A Three-Step Process for Effective Hand Washing
The Society for General Microbiology’s good hand-washing test was eye-opening for many who believed they had thoroughly washed their hands, yet found they had many spots of “glowing green” left.
So to make sure you’re actually removing the germs when you wash your hands, follow this three-step hand-washing technique:
- Use warm water
- Work up a good lather all the way up to your wrists for at least 10 or 15 seconds
- Don't forget to get all surfaces including the backs of your hands, wrists, between your fingers and an area often overlooked -- your fingernails
- There is one important caveat to remember, and that is your skin is actually your primary defense against bacteria -- not the soap.
So resist the urge to become obsessive about washing your hands. If you wash them too frequently you can actually extract many of the protective oils in your skin, which can cause your skin to crack and bleed.
It is rare for a germ on your skin to cause a problem -- it is typically only an issue when you transfer that to your nose, mouth or an open wound like cracked skin. So obsessive-compulsive washing can actually increase your risk of getting sick by providing an entryway for potentially dangerous pathogens.
So remember that excessive hand washing will actually INCREASE of developing an infection, especially in dry environments and in the winter. What happens is that the soap removes the beneficial oils from your skin and for many, this can cause actual openings in the surface of your skin.
Your skin serves as your primary barrier of defense from these germs and once you have open surfaces on your skin created from excessive hand washing the bacteria, viruses and other germs, have a portal directly into your body and bloodstream where they can play havoc with your body.
So mild to moderate washing is indicated but excessive washing, especially with harsh soaps, will actually be highly counter productive.
Make Sure You Keep Your Immune System Healthy Too
Hand washing is an excellent preventive tool, but a strong immune system is your best defense against any pathogenic bacteria you come across, and will serve you well if you nourish it with the proper tools.

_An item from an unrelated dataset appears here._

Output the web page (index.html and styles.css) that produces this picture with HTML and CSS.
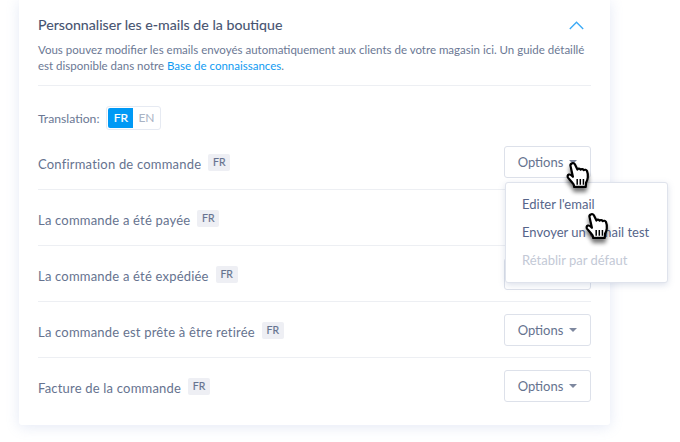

You can support your immune system by:
- Getting a good night’s sleep
- Minimizing stress in your life
- Exercising regularly and effectively
- Getting enough sun exposure in order to optimize your vitamin D levels
- Avoiding sugar and grains, and instead eating plenty of raw foods
- Taking a high-quality probiotic (good bacteria) and eating plenty of fermented foods like kefir and natto, which are natural sources of probiotics
When you follow these steps you can have peace of mind that any germs that do enter your body will be no match for your well nourished and highly capable immune system to conquer.